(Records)
^^^^
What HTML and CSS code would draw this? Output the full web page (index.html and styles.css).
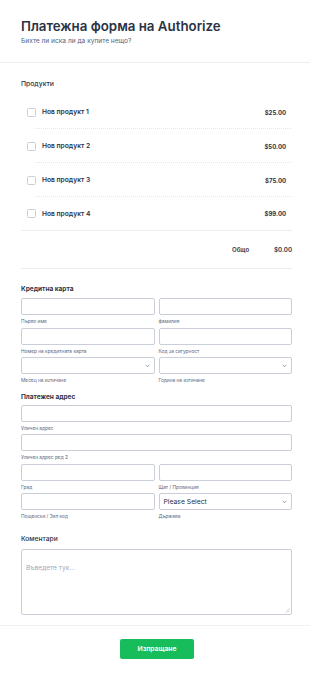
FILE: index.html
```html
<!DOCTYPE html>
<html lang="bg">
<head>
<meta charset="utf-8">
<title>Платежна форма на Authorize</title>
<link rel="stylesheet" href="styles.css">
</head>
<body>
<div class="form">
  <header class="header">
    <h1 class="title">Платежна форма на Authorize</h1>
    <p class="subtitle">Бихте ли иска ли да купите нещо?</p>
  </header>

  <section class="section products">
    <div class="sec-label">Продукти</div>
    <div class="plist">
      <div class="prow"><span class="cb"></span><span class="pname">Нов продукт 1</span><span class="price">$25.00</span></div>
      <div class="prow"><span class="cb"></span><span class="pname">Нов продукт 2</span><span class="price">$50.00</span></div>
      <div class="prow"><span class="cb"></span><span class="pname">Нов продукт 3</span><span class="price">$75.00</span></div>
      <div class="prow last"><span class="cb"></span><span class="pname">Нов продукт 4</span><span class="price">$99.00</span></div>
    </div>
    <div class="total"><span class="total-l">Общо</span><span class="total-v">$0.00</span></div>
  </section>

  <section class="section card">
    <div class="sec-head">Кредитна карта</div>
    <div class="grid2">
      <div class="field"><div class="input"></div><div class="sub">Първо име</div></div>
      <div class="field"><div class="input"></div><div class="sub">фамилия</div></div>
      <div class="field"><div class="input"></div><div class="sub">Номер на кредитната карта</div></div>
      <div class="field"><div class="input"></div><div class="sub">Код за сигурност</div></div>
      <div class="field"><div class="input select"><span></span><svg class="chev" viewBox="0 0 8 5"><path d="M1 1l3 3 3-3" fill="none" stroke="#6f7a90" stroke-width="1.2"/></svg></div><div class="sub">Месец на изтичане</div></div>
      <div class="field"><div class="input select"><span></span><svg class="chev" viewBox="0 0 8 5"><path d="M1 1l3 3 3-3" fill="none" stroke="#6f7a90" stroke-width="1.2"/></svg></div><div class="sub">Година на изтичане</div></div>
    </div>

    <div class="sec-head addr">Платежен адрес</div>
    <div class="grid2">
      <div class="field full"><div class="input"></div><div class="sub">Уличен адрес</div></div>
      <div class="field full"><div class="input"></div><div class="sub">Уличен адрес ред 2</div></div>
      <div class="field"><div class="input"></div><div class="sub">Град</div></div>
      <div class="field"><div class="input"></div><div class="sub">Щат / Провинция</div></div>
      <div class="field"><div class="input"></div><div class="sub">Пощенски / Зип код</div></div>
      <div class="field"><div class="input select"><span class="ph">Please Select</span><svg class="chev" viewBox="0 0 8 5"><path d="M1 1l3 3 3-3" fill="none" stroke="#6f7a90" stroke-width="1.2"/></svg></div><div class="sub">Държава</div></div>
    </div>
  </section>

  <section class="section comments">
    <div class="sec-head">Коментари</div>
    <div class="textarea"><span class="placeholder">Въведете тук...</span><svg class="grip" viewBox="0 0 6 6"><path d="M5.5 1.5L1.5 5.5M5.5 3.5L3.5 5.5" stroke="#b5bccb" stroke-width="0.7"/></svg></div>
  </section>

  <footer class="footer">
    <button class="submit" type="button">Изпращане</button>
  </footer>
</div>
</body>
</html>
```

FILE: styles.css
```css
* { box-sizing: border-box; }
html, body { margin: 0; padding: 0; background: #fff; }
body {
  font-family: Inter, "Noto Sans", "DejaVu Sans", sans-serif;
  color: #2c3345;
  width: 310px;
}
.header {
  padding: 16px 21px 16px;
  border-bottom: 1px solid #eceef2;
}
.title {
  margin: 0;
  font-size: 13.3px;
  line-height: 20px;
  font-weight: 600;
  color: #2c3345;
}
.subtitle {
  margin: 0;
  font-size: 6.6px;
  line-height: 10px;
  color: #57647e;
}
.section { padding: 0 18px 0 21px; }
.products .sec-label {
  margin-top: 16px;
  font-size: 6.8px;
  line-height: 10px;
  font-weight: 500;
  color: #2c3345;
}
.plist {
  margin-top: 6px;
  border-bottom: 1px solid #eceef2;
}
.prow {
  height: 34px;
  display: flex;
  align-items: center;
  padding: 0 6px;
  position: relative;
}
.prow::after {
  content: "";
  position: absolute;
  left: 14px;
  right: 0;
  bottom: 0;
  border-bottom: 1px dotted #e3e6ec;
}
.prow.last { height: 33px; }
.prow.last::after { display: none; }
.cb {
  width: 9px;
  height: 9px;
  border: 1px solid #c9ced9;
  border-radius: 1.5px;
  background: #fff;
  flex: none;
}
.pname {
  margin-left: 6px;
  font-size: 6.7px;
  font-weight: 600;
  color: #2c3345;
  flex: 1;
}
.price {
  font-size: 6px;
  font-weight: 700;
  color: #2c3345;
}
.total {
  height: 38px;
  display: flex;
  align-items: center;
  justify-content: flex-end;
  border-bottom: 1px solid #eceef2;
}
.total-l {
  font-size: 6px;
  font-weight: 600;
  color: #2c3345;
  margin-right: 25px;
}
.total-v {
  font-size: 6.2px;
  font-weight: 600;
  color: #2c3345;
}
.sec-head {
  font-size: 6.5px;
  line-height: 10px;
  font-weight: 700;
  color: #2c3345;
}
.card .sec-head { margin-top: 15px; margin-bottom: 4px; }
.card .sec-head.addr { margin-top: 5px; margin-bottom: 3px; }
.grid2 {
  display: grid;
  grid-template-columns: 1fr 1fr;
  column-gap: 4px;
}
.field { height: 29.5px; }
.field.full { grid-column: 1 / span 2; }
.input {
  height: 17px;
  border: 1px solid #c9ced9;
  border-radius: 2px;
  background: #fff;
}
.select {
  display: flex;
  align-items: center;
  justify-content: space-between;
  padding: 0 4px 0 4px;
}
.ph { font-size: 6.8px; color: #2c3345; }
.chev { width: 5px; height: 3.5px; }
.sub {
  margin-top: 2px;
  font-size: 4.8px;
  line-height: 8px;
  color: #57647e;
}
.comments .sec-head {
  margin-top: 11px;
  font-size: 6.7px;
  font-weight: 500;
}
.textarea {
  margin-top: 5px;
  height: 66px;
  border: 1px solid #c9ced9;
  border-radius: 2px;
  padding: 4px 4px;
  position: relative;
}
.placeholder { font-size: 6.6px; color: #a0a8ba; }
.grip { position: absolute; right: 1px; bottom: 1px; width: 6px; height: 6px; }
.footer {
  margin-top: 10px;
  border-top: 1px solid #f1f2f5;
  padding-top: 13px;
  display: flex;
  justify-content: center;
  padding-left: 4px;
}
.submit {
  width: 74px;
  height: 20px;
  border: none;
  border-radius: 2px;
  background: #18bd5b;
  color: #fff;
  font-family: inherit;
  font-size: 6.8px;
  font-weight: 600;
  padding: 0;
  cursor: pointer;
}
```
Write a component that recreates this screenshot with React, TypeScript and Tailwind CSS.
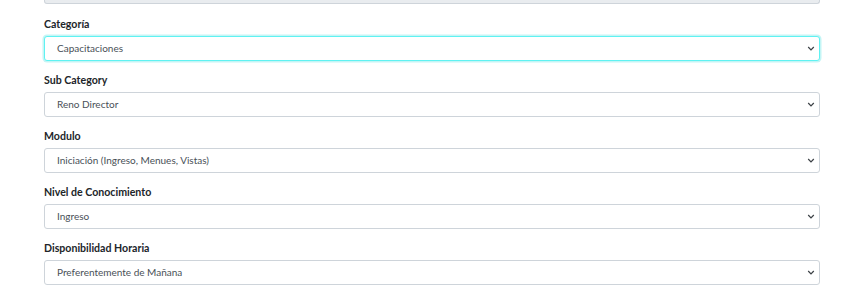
^^^^
» Task brief
Quote every line of the records above exactly; no picture is to be copied.

» Correct response
What HTML and CSS code would draw this? Output the full web page (index.html and styles.css).
FILE: index.html
```html
<!DOCTYPE html>
<html lang="bg">
<head>
<meta charset="utf-8">
<title>Платежна форма на Authorize</title>
<link rel="stylesheet" href="styles.css">
</head>
<body>
<div class="form">
  <header class="header">
    <h1 class="title">Платежна форма на Authorize</h1>
    <p class="subtitle">Бихте ли иска ли да купите нещо?</p>
  </header>

  <section class="section products">
    <div class="sec-label">Продукти</div>
    <div class="plist">
      <div class="prow"><span class="cb"></span><span class="pname">Нов продукт 1</span><span class="price">$25.00</span></div>
      <div class="prow"><span class="cb"></span><span class="pname">Нов продукт 2</span><span class="price">$50.00</span></div>
      <div class="prow"><span class="cb"></span><span class="pname">Нов продукт 3</span><span class="price">$75.00</span></div>
      <div class="prow last"><span class="cb"></span><span class="pname">Нов продукт 4</span><span class="price">$99.00</span></div>
    </div>
    <div class="total"><span class="total-l">Общо</span><span class="total-v">$0.00</span></div>
  </section>

  <section class="section card">
    <div class="sec-head">Кредитна карта</div>
    <div class="grid2">
      <div class="field"><div class="input"></div><div class="sub">Първо име</div></div>
      <div class="field"><div class="input"></div><div class="sub">фамилия</div></div>
      <div class="field"><div class="input"></div><div class="sub">Номер на кредитната карта</div></div>
      <div class="field"><div class="input"></div><div class="sub">Код за сигурност</div></div>
      <div class="field"><div class="input select"><span></span><svg class="chev" viewBox="0 0 8 5"><path d="M1 1l3 3 3-3" fill="none" stroke="#6f7a90" stroke-width="1.2"/></svg></div><div class="sub">Месец на изтичане</div></div>
      <div class="field"><div class="input select"><span></span><svg class="chev" viewBox="0 0 8 5"><path d="M1 1l3 3 3-3" fill="none" stroke="#6f7a90" stroke-width="1.2"/></svg></div><div class="sub">Година на изтичане</div></div>
    </div>

    <div class="sec-head addr">Платежен адрес</div>
    <div class="grid2">
      <div class="field full"><div class="input"></div><div class="sub">Уличен адрес</div></div>
      <div class="field full"><div class="input"></div><div class="sub">Уличен адрес ред 2</div></div>
      <div class="field"><div class="input"></div><div class="sub">Град</div></div>
      <div class="field"><div class="input"></div><div class="sub">Щат / Провинция</div></div>
      <div class="field"><div class="input"></div><div class="sub">Пощенски / Зип код</div></div>
      <div class="field"><div class="input select"><span class="ph">Please Select</span><svg class="chev" viewBox="0 0 8 5"><path d="M1 1l3 3 3-3" fill="none" stroke="#6f7a90" stroke-width="1.2"/></svg></div><div class="sub">Държава</div></div>
    </div>
  </section>

  <section class="section comments">
    <div class="sec-head">Коментари</div>
    <div class="textarea"><span class="placeholder">Въведете тук...</span><svg class="grip" viewBox="0 0 6 6"><path d="M5.5 1.5L1.5 5.5M5.5 3.5L3.5 5.5" stroke="#b5bccb" stroke-width="0.7"/></svg></div>
  </section>

  <footer class="footer">
    <button class="submit" type="button">Изпращане</button>
  </footer>
</div>
</body>
</html>
```

FILE: styles.css
```css
* { box-sizing: border-box; }
html, body { margin: 0; padding: 0; background: #fff; }
body {
  font-family: Inter, "Noto Sans", "DejaVu Sans", sans-serif;
  color: #2c3345;
  width: 310px;
}
.header {
  padding: 16px 21px 16px;
  border-bottom: 1px solid #eceef2;
}
.title {
  margin: 0;
  font-size: 13.3px;
  line-height: 20px;
  font-weight: 600;
  color: #2c3345;
}
.subtitle {
  margin: 0;
  font-size: 6.6px;
  line-height: 10px;
  color: #57647e;
}
.section { padding: 0 18px 0 21px; }
.products .sec-label {
  margin-top: 16px;
  font-size: 6.8px;
  line-height: 10px;
  font-weight: 500;
  color: #2c3345;
}
.plist {
  margin-top: 6px;
  border-bottom: 1px solid #eceef2;
}
.prow {
  height: 34px;
  display: flex;
  align-items: center;
  padding: 0 6px;
  position: relative;
}
.prow::after {
  content: "";
  position: absolute;
  left: 14px;
  right: 0;
  bottom: 0;
  border-bottom: 1px dotted #e3e6ec;
}
.prow.last { height: 33px; }
.prow.last::after { display: none; }
.cb {
  width: 9px;
  height: 9px;
  border: 1px solid #c9ced9;
  border-radius: 1.5px;
  background: #fff;
  flex: none;
}
.pname {
  margin-left: 6px;
  font-size: 6.7px;
  font-weight: 600;
  color: #2c3345;
  flex: 1;
}
.price {
  font-size: 6px;
  font-weight: 700;
  color: #2c3345;
}
.total {
  height: 38px;
  display: flex;
  align-items: center;
  justify-content: flex-end;
  border-bottom: 1px solid #eceef2;
}
.total-l {
  font-size: 6px;
  font-weight: 600;
  color: #2c3345;
  margin-right: 25px;
}
.total-v {
  font-size: 6.2px;
  font-weight: 600;
  color: #2c3345;
}
.sec-head {
  font-size: 6.5px;
  line-height: 10px;
  font-weight: 700;
  color: #2c3345;
}
.card .sec-head { margin-top: 15px; margin-bottom: 4px; }
.card .sec-head.addr { margin-top: 5px; margin-bottom: 3px; }
.grid2 {
  display: grid;
  grid-template-columns: 1fr 1fr;
  column-gap: 4px;
}
.field { height: 29.5px; }
.field.full { grid-column: 1 / span 2; }
.input {
  height: 17px;
  border: 1px solid #c9ced9;
  border-radius: 2px;
  background: #fff;
}
.select {
  display: flex;
  align-items: center;
  justify-content: space-between;
  padding: 0 4px 0 4px;
}
.ph { font-size: 6.8px; color: #2c3345; }
.chev { width: 5px; height: 3.5px; }
.sub {
  margin-top: 2px;
  font-size: 4.8px;
  line-height: 8px;
  color: #57647e;
}
.comments .sec-head {
  margin-top: 11px;
  font-size: 6.7px;
  font-weight: 500;
}
.textarea {
  margin-top: 5px;
  height: 66px;
  border: 1px solid #c9ced9;
  border-radius: 2px;
  padding: 4px 4px;
  position: relative;
}
.placeholder { font-size: 6.6px; color: #a0a8ba; }
.grip { position: absolute; right: 1px; bottom: 1px; width: 6px; height: 6px; }
.footer {
  margin-top: 10px;
  border-top: 1px solid #f1f2f5;
  padding-top: 13px;
  display: flex;
  justify-content: center;
  padding-left: 4px;
}
.submit {
  width: 74px;
  height: 20px;
  border: none;
  border-radius: 2px;
  background: #18bd5b;
  color: #fff;
  font-family: inherit;
  font-size: 6.8px;
  font-weight: 600;
  padding: 0;
  cursor: pointer;
}
```
Write a component that recreates this screenshot with React, TypeScript and Tailwind CSS.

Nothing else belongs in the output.